Seres acosados por la muerte
John Keats (1795-1821), el más precoz de los poetas ingleses, uno de los más honrados que hayan existido nunca, el estudiante de medicina que decidió dedicar su vida a la poesía, murió a la intolerable edad de 26 años, en la ciudad de Roma, a la que había acudido por prescripción médica para intentar salvarse de una muerte segura (la tuberculosis no tenía curación). Este joven, a esa edad, había publicado tres libros -Poemas (1917), Endimión (1918) y Lamia, Isabella, La víspera de Santa Inés y otros poemas (1920)- y había recibido los correspondientes palos de la crítica ignara y también los saludables elogios de la crítica inteligente (su último libro convenció a unos cuantos). Vendió muy pocos ejemplares de todos ellos, pero nada consiguió quitarle de la cabeza que algún día pasaría a formar parte de los más elegidos de los poetas ingleses.
POEMAS
John Keats
Traducción de Antonio
Rivero Taravillo
La Veleta. Granada. 2006
169 páginas. 12,50 euros
La pregunta que queda en el aire es: ¿hubiera ido más lejos de haber vivido más? ¿Todo lo que tenía que decir lo dijo en la obra publicada y en la que se publicó póstumamente? No lo podemos saber pero nos vemos obligados a preguntárnoslo una y otra vez, habida cuenta de la brillantez y la ambición que revelan sus mejores poemas -especialmente las prodigiosas odas incluidas en su último libro-, escritos y publicados a tan temprana a edad. De esa pregunta y del silencio que la respalda surge una especie de melancolía peleona y tenaz que se aplaca cuando leemos lo que ahora se publica en traducción llena de méritos y por los cuales no alego algunas de mis discrepancias, casi siempre acalladas por la impecable nitidez y elegante maestría en las soluciones encontradas.
Keats tenía el don de la lengua poética de inspiración spenseriana y miltoniana convertida en la plataforma de una subjetividad intuitiva y poderosamente sensorial, además de una capacidad de entrar en el meollo de la existencia humana, sin la cual la poesía suele quedarse en flamantes y vanos fuegos de artificio. Sin esa capacidad, Keats sólo hubiera sido un primoroso encantador de serpientes; con esa capacidad se convierte en un poeta portentoso, capaz de hablarnos hoy de lo que somos y seremos siempre: seres precarios pero capaces de amar lo que existe, hombres abatidos y al mismo tiempo supremos soñadores, alados ruiseñores a los que la realidad tira por tierra, contempladores asombrados roídos por una temporalidad gusanera, fervientes hedonistas en cuyo placer anida la devastadora melancolía, hombres perplejos acosados por la muerte hasta saberse derrotados por ella (tema de La caida de Hiperión, desgraciadamente no recogido en esta excelente y más que recomendable antología).

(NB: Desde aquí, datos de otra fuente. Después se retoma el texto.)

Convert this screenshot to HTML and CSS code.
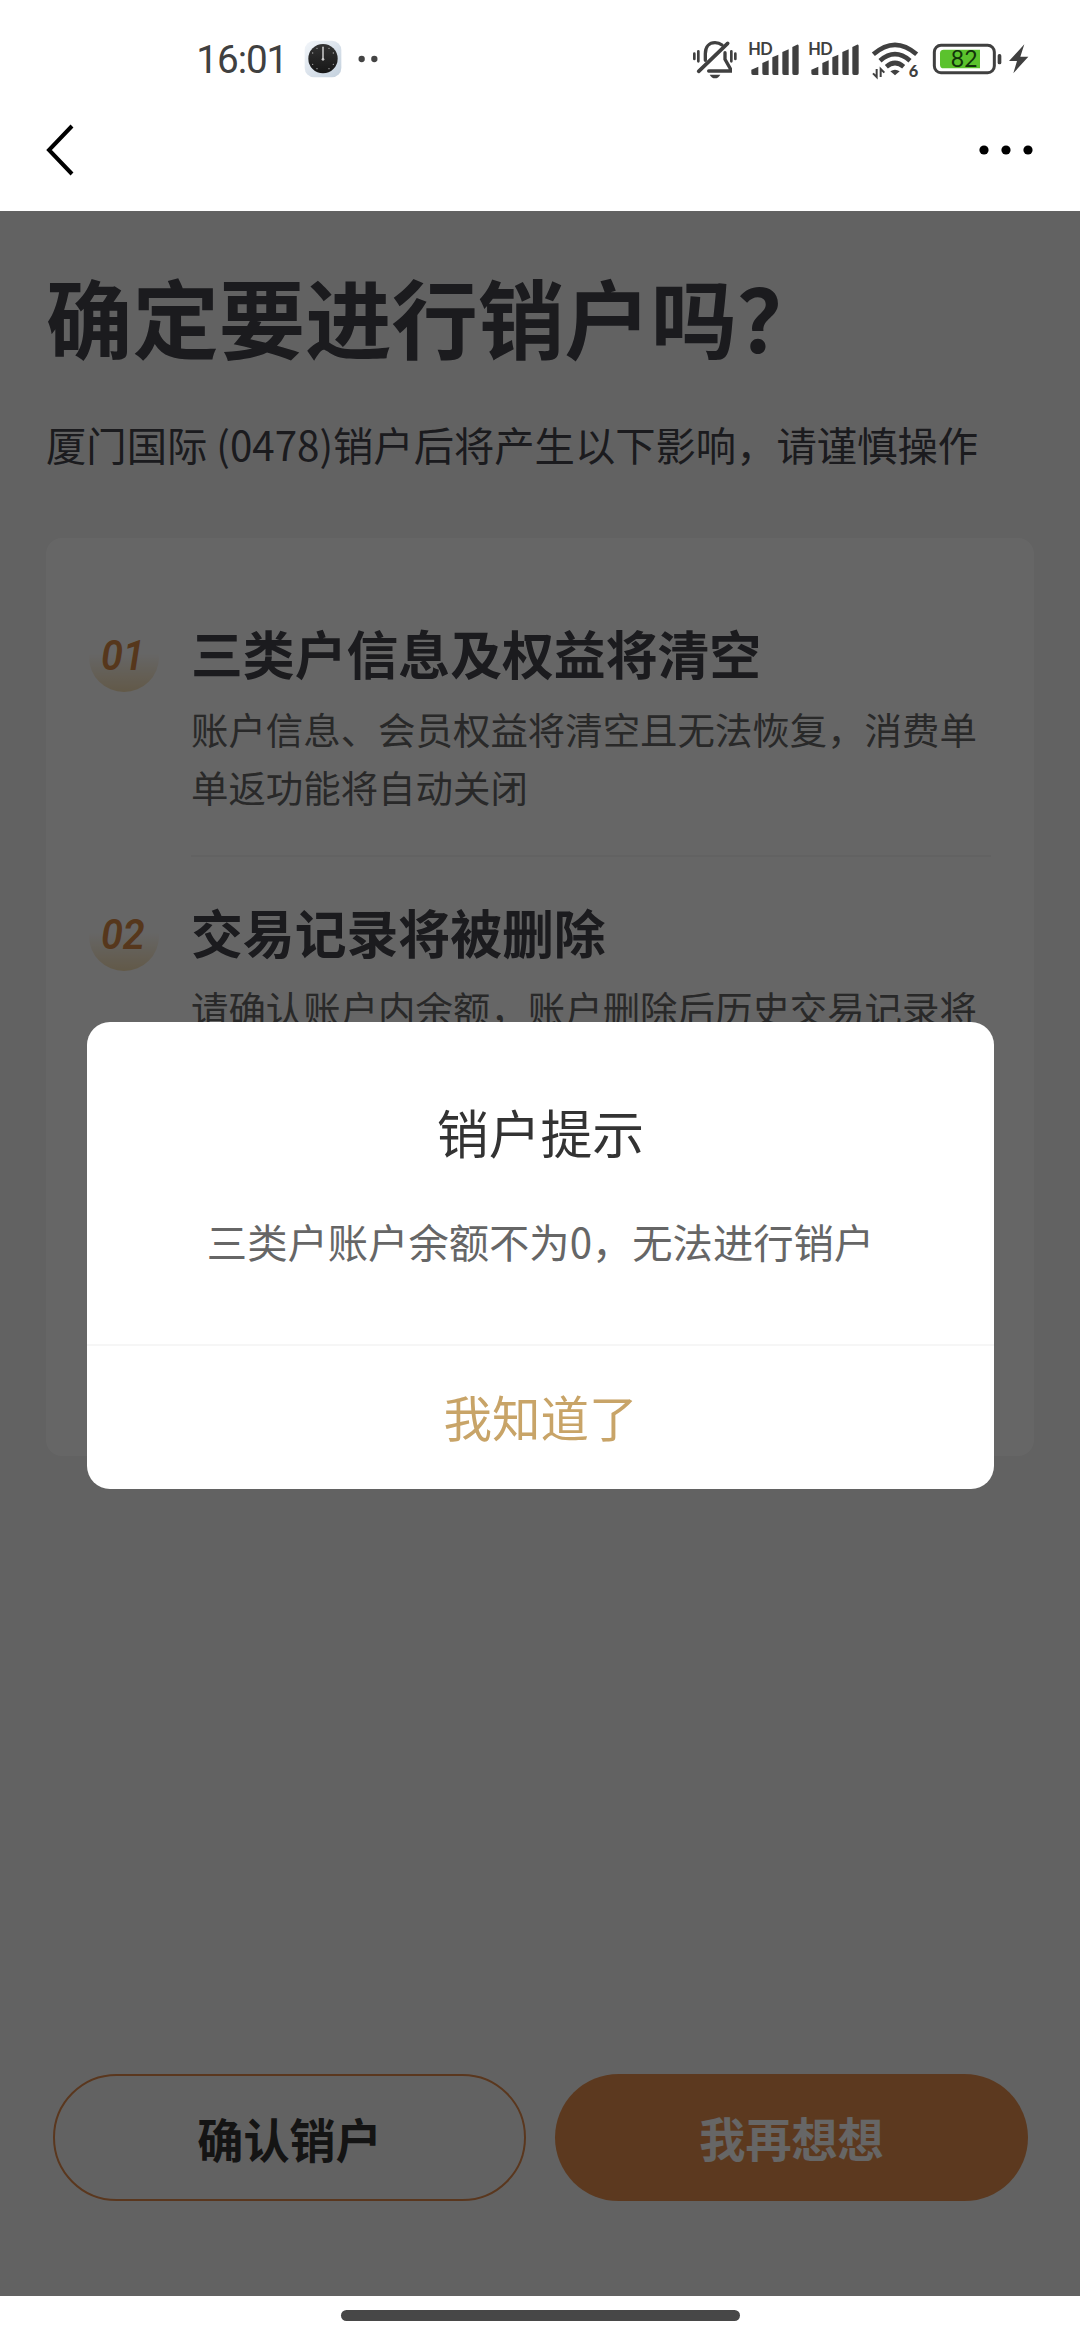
FILE: index.html
```html
<!DOCTYPE html>
<html lang="zh-CN">
<head>
<meta charset="utf-8">
<title>销户</title>
<link rel="stylesheet" href="styles.css">
</head>
<body>
<div class="screen">
  <div class="status">
    <svg class="status-left" width="220" height="80" viewBox="0 0 660 240">
      <defs>
        <linearGradient id="tile" x1="0" y1="0" x2="1" y2="1"><stop offset="0" stop-color="#f3f6fa"/><stop offset="1" stop-color="#c3d0dd"/></linearGradient>
        <linearGradient id="dial" x1="0" y1="0" x2="0" y2="1"><stop offset="0" stop-color="#333"/><stop offset="1" stop-color="#161616"/></linearGradient>
      </defs>
      <text class="clock" x="49" y="158" textLength="276" lengthAdjust="spacing">16:01</text>
      <rect x="374" y="62" width="110" height="110" rx="28" fill="url(#tile)"/>
      <circle cx="429" cy="116" r="44" fill="url(#dial)"/>
      <g fill="#aaa"><circle cx="411" cy="85" r="2"/><circle cx="447" cy="85" r="2"/><circle cx="398" cy="99" r="2"/><circle cx="460" cy="99" r="2"/><circle cx="398" cy="133" r="2"/><circle cx="460" cy="133" r="2"/><circle cx="411" cy="146" r="2"/><circle cx="447" cy="146" r="2"/></g>
      <path d="M429 82V118" stroke="#bcbcbc" stroke-width="5" stroke-linecap="round"/>
      <circle cx="429" cy="118" r="4" fill="#ccc"/>
      <circle cx="545" cy="117" r="9.5" fill="#444"/><circle cx="583" cy="117" r="9.5" fill="#444"/>
    </svg>
    <div class="status-right">
      <svg width="55" height="40" viewBox="36 60 165 120" fill="none" stroke="#404040" stroke-width="10" stroke-linecap="round">
        <path d="M76 121V101C76 80 88 68 105 68C114 68 121 71 126 75M135 98V118L151 146V153H86"/>
        <path d="M143 70L56 154" stroke-width="11"/>
        <path d="M43 101V117M55 94V124M154 94V124M166 101V117" stroke-width="8"/>
        <path d="M89 164H121Q115 175 105 175T89 164Z" fill="#404040" stroke="none"/>
      </svg>
      <svg width="60" height="40" viewBox="201 60 180 120" fill="#404040">
        <text class="hd" x="205" y="105" textLength="73">HD</text>
        <path d="M214 149L235 140V165H219Q214 165 214 160ZM247 129L266 121V165H252Q247 165 247 160ZM277 112L295 104V165H282Q277 165 277 160ZM307 96L326 88V165H312Q307 165 307 160ZM337 81L351 74Q356 72 356 78V160Q356 165 351 165H342Q337 165 337 160Z"/>
      </svg>
      <svg width="60" height="40" viewBox="201 60 180 120" fill="#404040">
        <text class="hd" x="205" y="105" textLength="73">HD</text>
        <path d="M214 149L235 140V165H219Q214 165 214 160ZM247 129L266 121V165H252Q247 165 247 160ZM277 112L295 104V165H282Q277 165 277 160ZM307 96L326 88V165H312Q307 165 307 160ZM337 81L351 74Q356 72 356 78V160Q356 165 351 165H342Q337 165 337 160Z"/>
      </svg>
      <svg width="60" height="40" viewBox="561 60 180 120" fill="none" stroke="#404040">
        <path d="M580 103Q645 46 710 103M600 122Q645 83 690 122M619 140Q645 118 671 140" stroke-width="14"/>
        <path d="M631 154Q645 145 659 154L645 166Z" fill="#404040" stroke="none"/>
        <path d="M590 147V171L579 160M602 171V147L613 158" stroke-width="6"/>
        <text class="wifi-six" x="686" y="170">6</text>
      </svg>
      <svg width="105" height="40" viewBox="741 60 315 120">
        <rect x="763" y="76" width="180" height="82" rx="20" fill="none" stroke="#404040" stroke-width="9"/>
        <path d="M791 89H900V145H791Q780 145 780 134V100Q780 89 791 89Z" fill="#5bc22d"/>
        <rect x="953" y="102" width="11" height="31" rx="5" fill="#404040"/>
        <text class="battery-level" x="812" y="142" textLength="81">82</text>
        <path d="M1033 73L987 123H1011L1000 160L1045 110H1021Z" fill="#404040"/>
      </svg>
    </div>
  </div>
  <div class="nav">
    <svg width="40" height="60" viewBox="0 0 40 60" fill="none" stroke="#000" stroke-width="4"><path d="M32 6L9 30L32 54"/></svg>
    <svg width="60" height="20" viewBox="0 0 60 20"><circle cx="8" cy="10" r="4.6"/><circle cx="30" cy="10" r="4.6"/><circle cx="52" cy="10" r="4.6"/></svg>
  </div>
  <div class="page">
    <h1 class="title">确定要进行销户吗？</h1>
    <p class="subtitle">厦门国际 (0478)销户后将产生以下影响，请谨慎操作</p>
    <div class="card">
      <div class="item">
        <div class="badge"><span class="num">01</span></div>
        <div class="item-body">
          <h2 class="item-title">三类户信息及权益将清空</h2>
          <p class="item-desc">账户信息、会员权益将清空且无法恢复，消费单<br>单返功能将自动关闭</p>
        </div>
      </div>
      <div class="item">
        <div class="badge"><span class="num">02</span></div>
        <div class="item-body last">
          <h2 class="item-title">交易记录将被删除</h2>
          <p class="item-desc">请确认账户内余额，账户删除后历史交易记录将</p>
        </div>
      </div>
    </div>
    <div class="actions">
      <div class="btn outline">确认销户</div>
      <div class="btn solid">我再想想</div>
    </div>
    <div class="overlay">
      <div class="dialog">
        <div class="dialog-title">销户提示</div>
        <div class="dialog-text">三类户账户余额不为0，无法进行销户</div>
        <div class="dialog-ok">我知道了</div>
      </div>
    </div>
  </div>
  <div class="home"><div class="home-bar"></div></div>
</div>
</body>
</html>
```
FILE: styles.css
```css
* { box-sizing: border-box; margin: 0; padding: 0; }
body { font-family: "Noto Sans CJK SC", sans-serif; background: #fff; }
svg { display: block; flex: none; }
.screen { width: 1080px; height: 2340px; display: flex; flex-direction: column; overflow: hidden; }
.status { height: 100px; display: flex; justify-content: space-between; padding: 20px 48px 0 180px; }
.status-right { display: flex; padding-top: 20px; }
.clock { font-family: Roboto, sans-serif; font-size: 116px; fill: #404040; }
.hd { font-family: Lato, sans-serif; font-weight: 700; font-size: 49px; }
.wifi-six { font-family: Lato, sans-serif; font-weight: 900; font-size: 49px; fill: #404040; stroke: none; }
.battery-level { font-family: Lato, sans-serif; font-size: 69px; fill: #12330a; }
.nav { height: 111px; display: flex; align-items: center; justify-content: space-between; padding: 0 44px 11px 40px; }
.page { position: relative; height: 2085px; background: #f5f5f5; padding: 0 46px; display: flex; flex-direction: column; }
.title { margin-top: 45px; height: 120px; font-size: 86.4px; line-height: 120px; font-weight: 700; color: #44444c; white-space: nowrap; }
.subtitle { margin-top: 38px; height: 60px; font-size: 40.32px; line-height: 60px; color: #44444c; white-space: nowrap; }
.card { margin-top: 64px; height: 918px; padding: 78px 43px 0; background: #fff; border-radius: 16px; }
.item { display: flex; gap: 32px; }
.item + .item { padding-top: 38px; }
.badge { flex: none; width: 70px; height: 70px; margin-top: 6px; border-radius: 50%; display: flex; justify-content: center; background: linear-gradient(180deg, rgba(240,205,140,0) 45%, rgba(240,205,140,.65) 100%); }
.num { font-family: Roboto, sans-serif; font-weight: 600; font-style: italic; font-size: 43px; line-height: 50px; height: 58px; color: #d88a48; transform: translateX(-1px) scaleX(.92); padding-top: 8px; }
.item-body { flex: none; width: 800px; padding-bottom: 39px; border-bottom: 2px solid #f6f6f6; }
.item-body.last { border: 0; }
.item-title { font-size: 51.84px; line-height: 73px; height: 72px; font-weight: 700; color: #44444c; white-space: nowrap; }
.item-desc { margin-top: 12px; font-size: 37.44px; line-height: 58px; color: #666; white-space: nowrap; }
.actions { margin-top: 618px; padding: 0 6px 0 7px; display: grid; grid-template-columns: 1fr 1fr; gap: 29px; }
.btn { height: 127px; border-radius: 64px; text-align: center; font-size: 46.08px; font-weight: 700; line-height: 127px; }
.outline { border: 2px solid #e08a4b; color: #333; line-height: 124px; }
.solid { background: #e6904f; color: #fff; }
.overlay { position: absolute; inset: 0; background: rgba(0,0,0,.6); display: flex; justify-content: center; align-items: flex-start; padding: 811px 0 0 1px; }
.dialog { width: 907px; height: 467px; background: #fff; border-radius: 23px; text-align: center; }
.dialog-title { padding-top: 74px; font-size: 51.84px; line-height: 72px; color: #333; }
.dialog-text { margin-top: 43px; font-size: 40.32px; line-height: 60px; color: #666; }
.dialog-ok { margin-top: 73px; border-top: 2px solid #f6f6f6; font-size: 48.5px; line-height: 141px; color: #c8a468; }
.home { height: 44px; display: flex; justify-content: center; padding-top: 14px; }
.home-bar { width: 399px; height: 11px; border-radius: 6px; background: #474747; }
```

Un aspecto llamativo de su poesía, especialmente si lo contrastamos con la de su predecesor Wordsworth -admirado y criticado a la vez-, es su rechazo a revelar con inmediatez autobiográfica el yo confesional y egotístico. Para combatir esa enfermedad, guiado por Hazlitt, acuñó la idea de la capacidad negativa: el poeta habla proyectándose en lo otro y en los otros, no es nadie y es todo el mundo, su sentimiento y su sabiduría -pues el poeta auténtico es un sabio que nos ayuda a vivir- se emboscan en sus invenciones y allí los percibimos como percibimos a las flores que nunca dicen: "Yo soy, mirad mi hermosura" (palabras de Keats en una carta). Percibimos la verdad y la belleza, y el conocimiento del hombre, y la sensibilidad prodigiosa, pero no percibimos un yo que nos satura con su autodeslumbrada egolatría. Percibimos poesía genuina, por siempre y para siempre.